Individuelle Bearbeitung: Die Zukunft der Industrieproduktion
„Früher hieß Automatisierung, dass eine größere Anzahl von Werkstücken von einer Maschine
genau gleich behandelt wird. Das wäre hier völlig unmöglich, weil jedes Holzstück einzigartig
ist und anders verarbeitet werden muss“, sagt Andreas Kugi. „Dieses Projekt zeigt, worin die Zukunft der Automatisierungstechnik
liegt: Am automatischen aber individualisiert angepassten hochflexiblen Verarbeiten.“
Möglich wird das durch ein Zusammenspiel vieler Forschungsbereiche: Moderne Kommunikations- und Informationstechnologie,
Sensorik, Bildverarbeitung, Mechatronik, Systemtheorie und Regelungstechnik. Eine individualisierte Automatisierungstechnik,
die sich auch für kleine Produktionsserien oder sogar für die Herstellung von Einzelstücken effizient
einsetzen lässt, wird Wirtschaft und Arbeitswelt nachhaltig verändern, glaubt Andreas Kugi: „Durch einen
intelligenten Einsatz von Automatisierung und Robotik kann man eine Abwanderung der produzierenden Industrie aus
Hochlohnländern wie Österreich verhindern und neue qualitativ hochwertige Arbeitsplätze schaffen.

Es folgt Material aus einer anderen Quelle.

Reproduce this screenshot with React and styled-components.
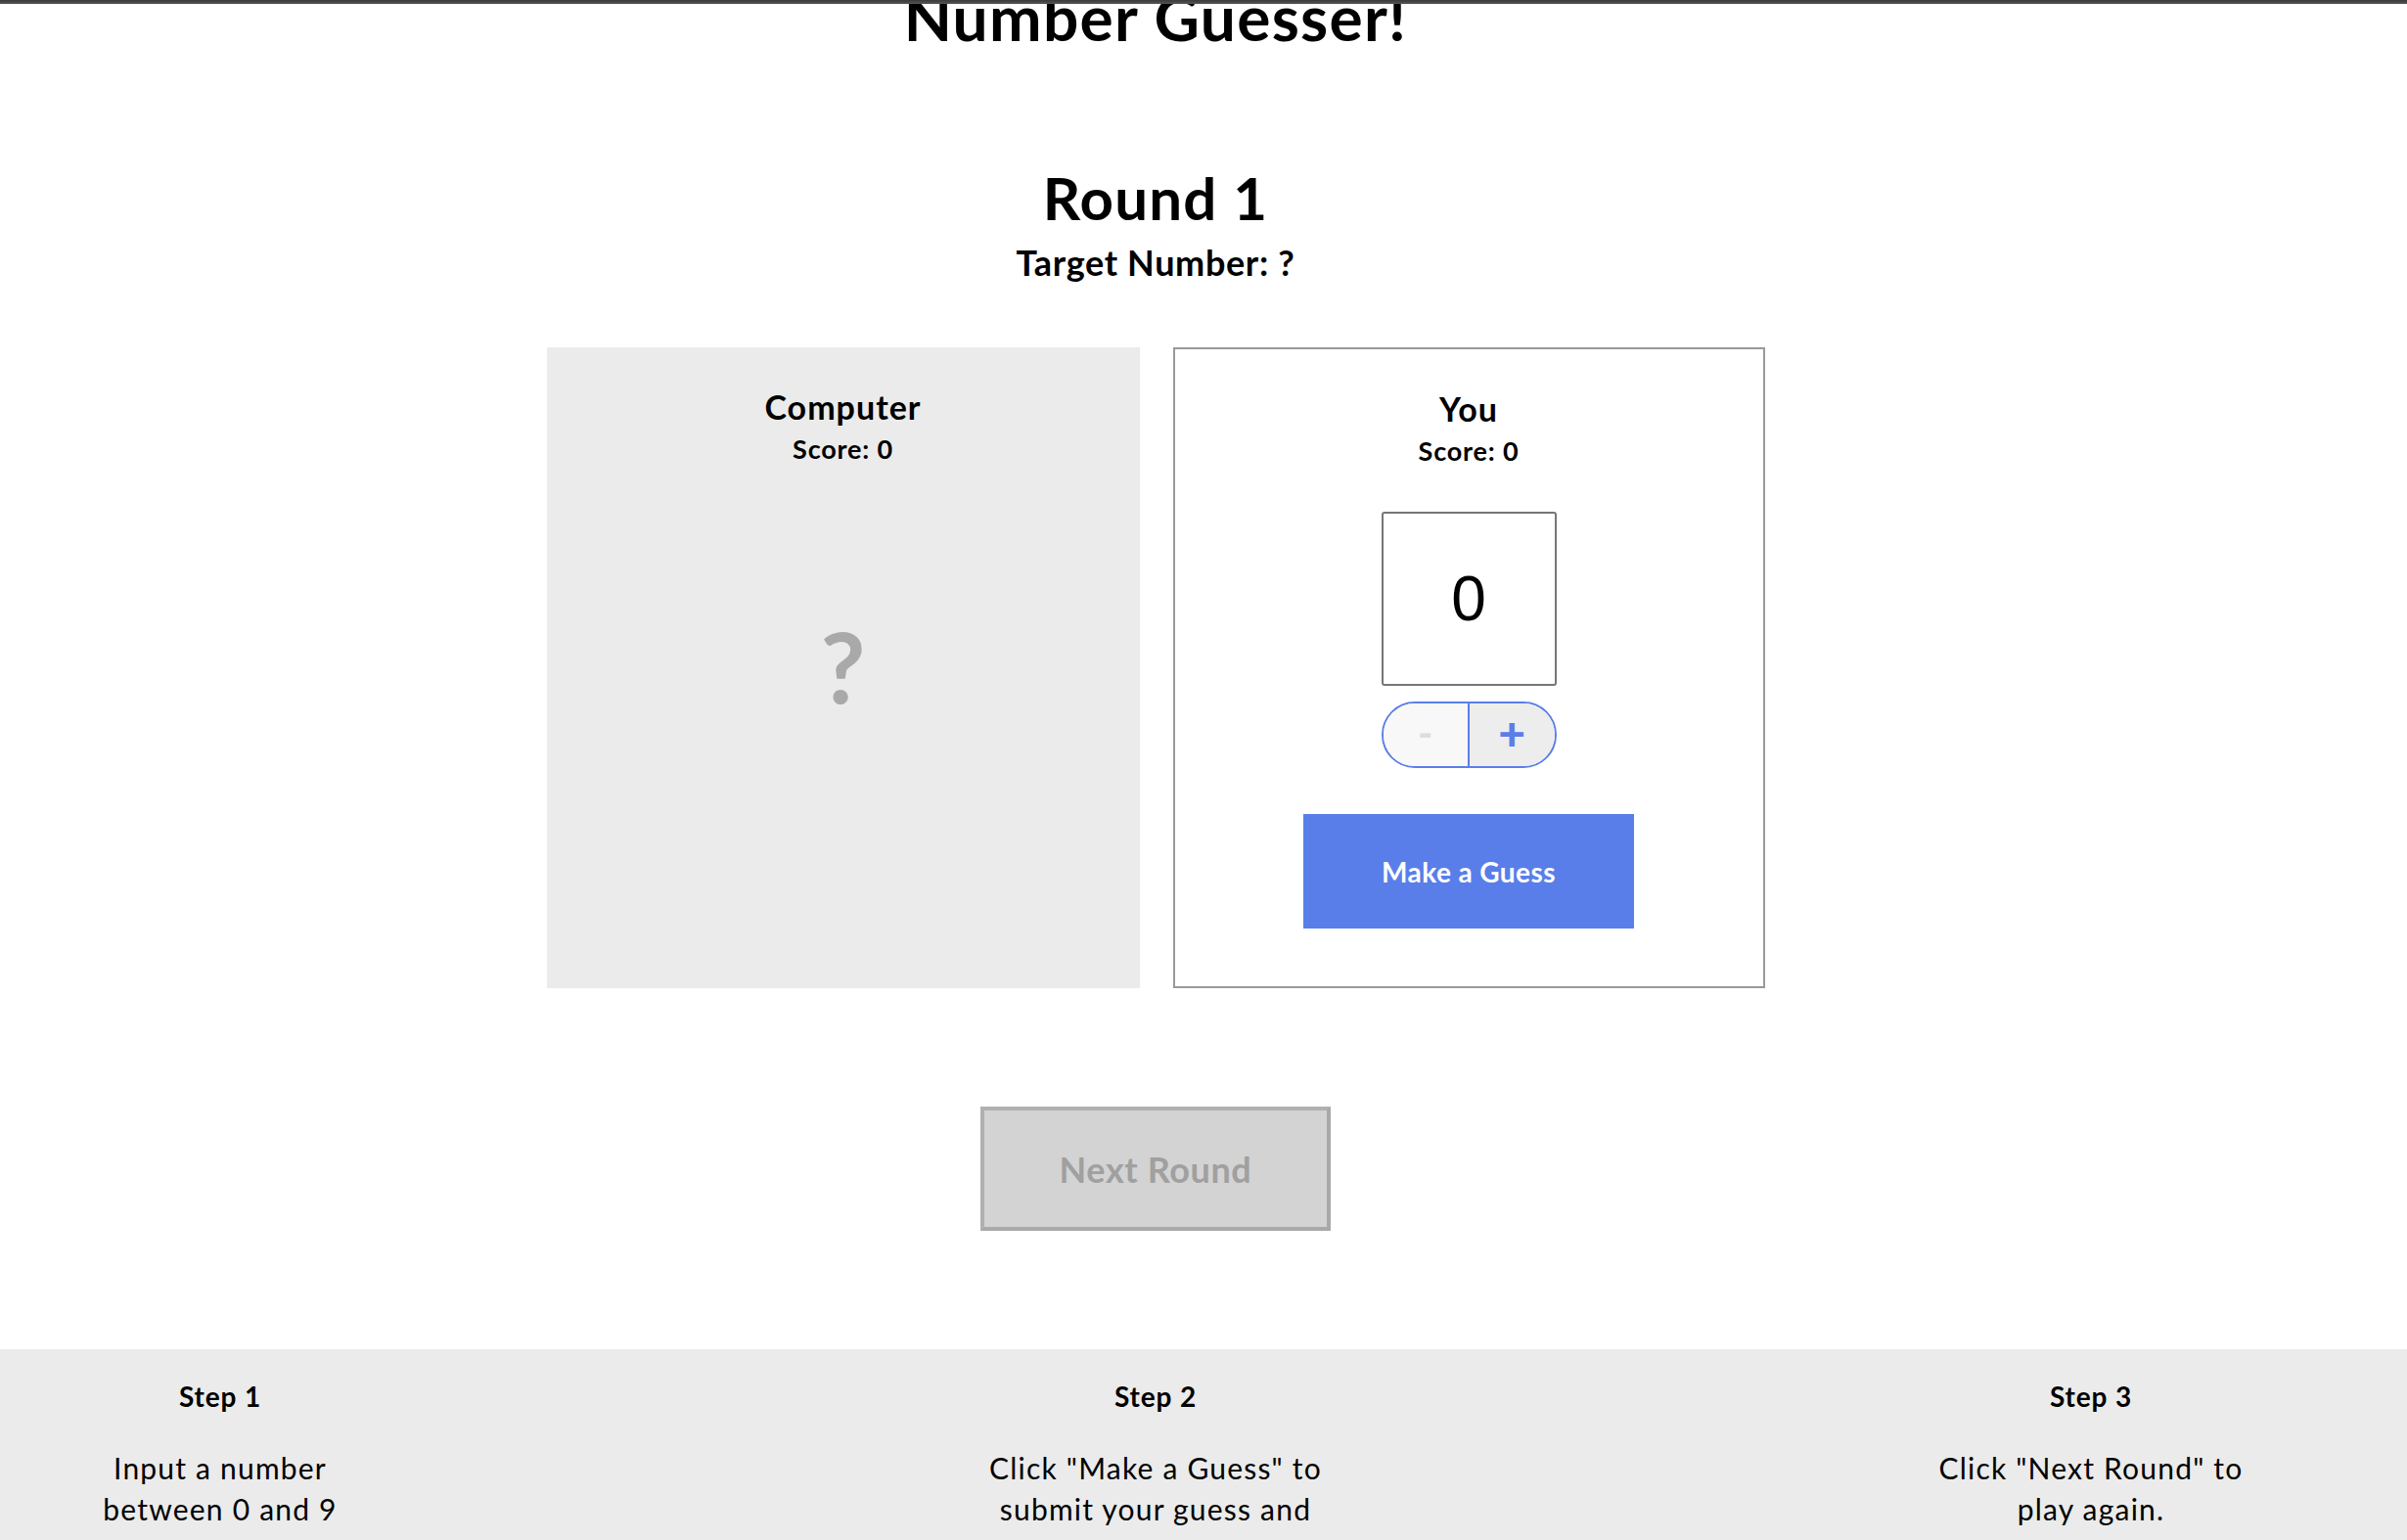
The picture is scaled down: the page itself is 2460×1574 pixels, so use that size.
import React from "react";
import styled, { createGlobalStyle } from "styled-components";

const GlobalStyle = createGlobalStyle`
  html, body {
    margin: 0;
    padding: 0;
    background: #ffffff;
    overflow: hidden;
  }
  body {
    font-family: "Lato", "Noto Sans", sans-serif;
    color: #000;
  }
  * { box-sizing: border-box; }
`;

const TopBar = styled.div`
  position: fixed;
  top: 0;
  left: 0;
  right: 0;
  height: 4px;
  background: linear-gradient(#3a3a3a, #555555);
  z-index: 10;
`;

const Page = styled.div`
  width: 2362px;
  display: flex;
  flex-direction: column;
  align-items: center;
  text-align: center;
`;

const Title = styled.h1`
  margin: -14px 0 0;
  font-size: 64px;
  line-height: 64px;
  font-weight: 700;
  letter-spacing: 0.02em;
`;

const RoundTitle = styled.h2`
  margin: 122px 0 0;
  font-size: 60px;
  line-height: 60px;
  font-weight: 700;
  letter-spacing: 0.02em;
`;

const Target = styled.h3`
  margin: 18px 0 0;
  font-size: 36px;
  line-height: 36px;
  font-weight: 700;
  letter-spacing: 0.018em;
`;

const Panels = styled.div`
  margin-top: 69px;
  display: flex;
  gap: 34px;
`;

const Panel = styled.section`
  width: ${(p) => (p.$outlined ? "605px" : "606px")};
  height: 655px;
  display: flex;
  flex-direction: column;
  align-items: center;
  background: ${(p) => (p.$outlined ? "#ffffff" : "#ebebeb")};
  border: ${(p) => (p.$outlined ? "2px solid #999999" : "none")};
  padding-top: 44px;
`;

const PlayerName = styled.h4`
  margin: 0;
  font-size: 34px;
  line-height: 34px;
  font-weight: 700;
  letter-spacing: 0.03em;
`;

const Score = styled.p`
  margin: 12px 0 0;
  font-size: 27px;
  line-height: 27px;
  font-weight: 700;
  letter-spacing: 0.03em;
`;

const Mystery = styled.div`
  margin-top: 158px;
  font-size: 100px;
  line-height: 100px;
  font-weight: 700;
  color: #a9a9a9;
`;

const NumberInput = styled.input`
  margin-top: 49px;
  width: 179px;
  height: 178px;
  border: 2px solid #767676;
  border-radius: 3px;
  background: #fff;
  font-family: "Liberation Sans", Arial, sans-serif;
  font-size: 64px;
  text-align: center;
  color: #000;
  padding: 0;
  appearance: textfield;
  -moz-appearance: textfield;
  &::-webkit-outer-spin-button,
  &::-webkit-inner-spin-button {
    -webkit-appearance: none;
    margin: 0;
  }
`;

const Stepper = styled.div`
  margin-top: 16px;
  width: 179px;
  height: 68px;
  border: 2px solid #5b7ee8;
  border-radius: 34px;
  overflow: hidden;
  display: flex;
`;

const StepButton = styled.button`
  flex: 1;
  border: none;
  margin: 0;
  padding: 0 0 4px;
  font-family: "Lato", "Noto Sans", sans-serif;
  font-size: ${(p) => (p.$disabled ? "40px" : "48px")};
  line-height: 1;
  font-weight: 900;
  background: ${(p) => (p.$disabled ? "#f8f8f8" : "#ededed")};
  color: ${(p) => (p.$disabled ? "#dddddd" : "#5b7ee8")};
  border-left: ${(p) => (p.$divider ? "2px solid #5b7ee8" : "none")};
  display: flex;
  align-items: center;
  justify-content: center;
`;

const GuessButton = styled.button`
  margin-top: 47px;
  width: 338px;
  height: 117px;
  border: none;
  background: #5a7ee9;
  color: #ffffff;
  font-family: "Lato", "Noto Sans", sans-serif;
  font-size: 28px;
  font-weight: 700;
  letter-spacing: 0.015em;
`;

const NextButton = styled.button`
  margin-top: 121px;
  width: 358px;
  height: 127px;
  border: 4px solid #a9a9a9;
  border-top-color: #b0b0b0;
  border-left-color: #b0b0b0;
  background: #d3d3d3;
  color: #a0a0a0;
  font-family: "Lato", "Noto Sans", sans-serif;
  font-size: 36px;
  font-weight: 700;
  letter-spacing: 0.017em;
`;

const Footer = styled.footer`
  margin-top: 121px;
  width: 2460px;
  align-self: flex-start;
  background: #ebebeb;
  height: 400px;
`;

const FooterInner = styled.div`
  width: 2362px;
  padding: 0 50px;
  display: flex;
  justify-content: space-between;
`;

const StepCol = styled.div`
  width: 350px;
  display: flex;
  flex-direction: column;
  align-items: center;
`;

const StepTitle = styled.h5`
  margin: 34px 0 0;
  font-size: 28px;
  line-height: 28px;
  font-weight: 700;
  letter-spacing: 0.03em;
`;

const StepText = styled.p`
  margin: 38px 0 0;
  width: 345px;
  font-size: 30px;
  line-height: 42px;
  font-weight: 400;
  letter-spacing: 0.04em;
`;

const steps = [
  { title: "Step 1", text: "Input a number between 0 and 9" },
  { title: "Step 2", text: 'Click "Make a Guess" to submit your guess and' },
  { title: "Step 3", text: 'Click "Next Round" to play again.' },
];

export default function App() {
  return (
    <>
      <GlobalStyle />
      <TopBar />
      <Page>
        <Title>Number Guesser!</Title>
        <RoundTitle>Round 1</RoundTitle>
        <Target>Target Number: ?</Target>
        <Panels>
          <Panel>
            <PlayerName>Computer</PlayerName>
            <Score>Score: 0</Score>
            <Mystery>?</Mystery>
          </Panel>
          <Panel $outlined>
            <PlayerName>You</PlayerName>
            <Score>Score: 0</Score>
            <NumberInput type="number" defaultValue={0} min={0} max={9} />
            <Stepper>
              <StepButton $disabled disabled>-</StepButton>
              <StepButton $divider>+</StepButton>
            </Stepper>
            <GuessButton>Make a Guess</GuessButton>
          </Panel>
        </Panels>
        <NextButton disabled>Next Round</NextButton>
        <Footer>
          <FooterInner>
            {steps.map((s) => (
              <StepCol key={s.title}>
                <StepTitle>{s.title}</StepTitle>
                <StepText>{s.text}</StepText>
              </StepCol>
            ))}
          </FooterInner>
        </Footer>
      </Page>
    </>
  );
}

Die zu diesen Ergebnissen führende Forschung wurde von der Europäischen Union im 7. Rahmenprogramm
(FP7/2007-2013) gefördert: EU FP 7 Projekt: Holonic Integration of Cognition, Communication and Control for
a Wood Patching Robot (HOL-I-Wood PR, Projektnummer 284573) Die TU Wien kooperierte bei diesem Projekt mit den
Firmen MiCROTEC, TTTech Computertechnik AG, Springer Maschinenfabrik und LIP OPAZNE PLOSCE BOHINJ sowie den wissenschaftlichen
Partnern TU München und Universität Lulea.